If I had to sum up what was said, it would be that if you’re reading this, the marketing arm doesn’t give a shit about you. They don’t do anything they do for the die-hard, loyal fans, the ones that will follow the team, buy merchandise and tickets regardless. One mentioned the team has approximately 250k twitter followers and estimated about 10k were die-hard fans. Why do we get so much sickly sweet nonsense from the twitter account? Why does it seem as if they’re catering to teenage girls and middle-aged parents? Because they are!
Also, the fans should be aware that for all the talk Ted Black does on the radio when it comes to the bottomless pockets of ownership, all we heard about from his underlings was how much shit would cost. A group that green lighted about 150,000 shirts in honor of the worst hockey player in franchise history was lamenting how much bobbleheads and season ticket gifts would cost. I mean, the tickets are already sold so who cares whether they get resold, whether the product is stale, or whether Southern Ontario is suddenly pumping thousands of Flames/Avalanche/Ducks/Predators fans into our arena every night? These people aren’t Sabres fans, and they aren’t interested in you or me, except when they’re worried that fact might get found out.

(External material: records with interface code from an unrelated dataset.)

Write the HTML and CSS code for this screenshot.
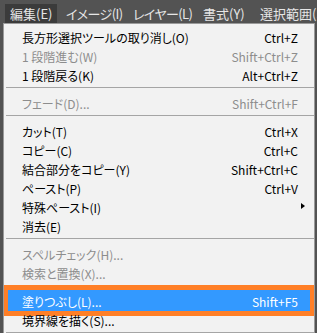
FILE: index.html
```html
<!DOCTYPE html>
<html lang="ja">
<head>
<meta charset="utf-8">
<link rel="stylesheet" href="styles.css">
</head>
<body>
<div class="menubar">
  <span class="mb-item active">編集(E)</span>
  <span class="mb-item mb-image">イメージ(I)</span>
  <span class="mb-item mb-layer">レイヤー(L)</span>
  <span class="mb-item mb-type">書式(Y)</span>
  <span class="mb-item">選択範囲(S)</span>
</div>
<div class="panel">
  <div class="row"><span>長方形選択ツールの取り消し(O)</span><span>Ctrl+Z</span></div>
  <div class="row disabled"><span>1 段階進む(W)</span><span>Shift+Ctrl+Z</span></div>
  <div class="row"><span>1 段階戻る(K)</span><span>Alt+Ctrl+Z</span></div>
  <div class="sep"></div>
  <div class="row disabled"><span>フェード(D)...</span><span>Shift+Ctrl+F</span></div>
  <div class="sep"></div>
  <div class="row"><span>カット(T)</span><span>Ctrl+X</span></div>
  <div class="row"><span>コピー(C)</span><span>Ctrl+C</span></div>
  <div class="row"><span>結合部分をコピー(Y)</span><span>Shift+Ctrl+C</span></div>
  <div class="row"><span>ペースト(P)</span><span>Ctrl+V</span></div>
  <div class="row"><span>特殊ペースト(I)</span><span class="arrow"></span></div>
  <div class="row"><span>消去(E)</span><span></span></div>
  <div class="sep"></div>
  <div class="row disabled"><span>スペルチェック(H)...</span><span></span></div>
  <div class="row disabled"><span>検索と置換(X)...</span><span></span></div>
  <div class="sep sep-short"></div>
  <div class="row selected"><span>塗りつぶし(L)...</span><span>Shift+F5</span><div class="mark"></div></div>
  <div class="row"><span>境界線を描く(S)...</span><span></span></div>
  <div class="sep"></div>
</div>
</body>
</html>
```
FILE: styles.css
```css
html, body {
  margin: 0;
  padding: 0;
}
body {
  width: 317px;
  height: 333px;
  overflow: hidden;
  background: #535353;
  font-family: "Noto Sans CJK JP", "Noto Sans", sans-serif;
  font-feature-settings: "palt";
}
.menubar {
  height: 23px;
  display: flex;
  align-items: flex-end;
  padding-left: 5px;
  white-space: nowrap;
  overflow: hidden;
}
.mb-item {
  flex: none;
  height: 19px;
  line-height: 19px;
  padding: 0 0 0 5px;
  font-size: 13px;
  color: #e6e6e6;
  box-sizing: border-box;
}
.mb-item.active {
  width: 52px;
  margin-right: 4px;
  background: #3b3b3b;
}
.mb-image {
  width: 67px;
  letter-spacing: -0.6px;
}
.mb-layer {
  width: 70px;
  letter-spacing: -0.6px;
}
.mb-type {
  width: 57px;
}
.panel {
  margin-left: 3px;
  width: 310px;
  height: 305px;
  background: #f2f2f2;
  border: 1px solid #9a9a9a;
  border-bottom: none;
  padding-top: 4px;
  overflow: hidden;
}
.row {
  position: relative;
  height: 19px;
  display: flex;
  align-items: center;
  justify-content: space-between;
  padding: 0 16px 0 18px;
  font-size: 12px;
  color: #000;
  white-space: nowrap;
}
.row.disabled {
  color: #8d8d8d;
}
.row.selected {
  height: 19px;
  padding-top: 2px;
  background: #3399ff;
  color: #fff;
  margin: 0 1px;
  padding-left: 17px;
  padding-right: 15px;
}
.sep {
  height: 9px;
  position: relative;
}
.sep::before {
  content: "";
  position: absolute;
  left: 2px;
  right: 0;
  top: 2px;
  height: 1px;
  background: #a5a5a5;
}
.sep.sep-short {
  height: 7px;
}
.arrow {
  width: 0;
  height: 0;
  border-top: 3.5px solid transparent;
  border-bottom: 3.5px solid transparent;
  border-left: 4px solid #000;
  margin-right: -7px;
  margin-top: -3px;
}
.mark {
  position: absolute;
  left: -2px;
  right: -2px;
  top: -5px;
  bottom: -5px;
  border: 5px solid #ff7f27;
  pointer-events: none;
}
```
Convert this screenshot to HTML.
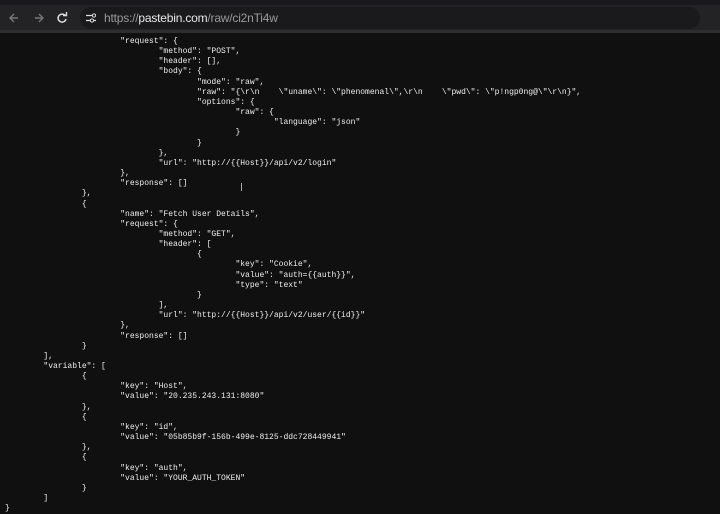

Now, suddenly, for the first time I can remember, the dynamic has flipped. We are counting the days until football season while doing little more than counting the days left until this dreadful, depressing version of the Sabres is over. We want Rex shirts, we want season tickets, we want to go to London to see them for Christ’s sake. The Sabres, or at least the chuckleheads that smugly stood in front of us that night, never understood that they always stood only one Bills season away from sinking into the background of Buffalo sports, and now, even McDavid bobbleheads won’t stop the shift from taking place.
It’s a Bills first town again, and if we’re lucky, it will be a very long run.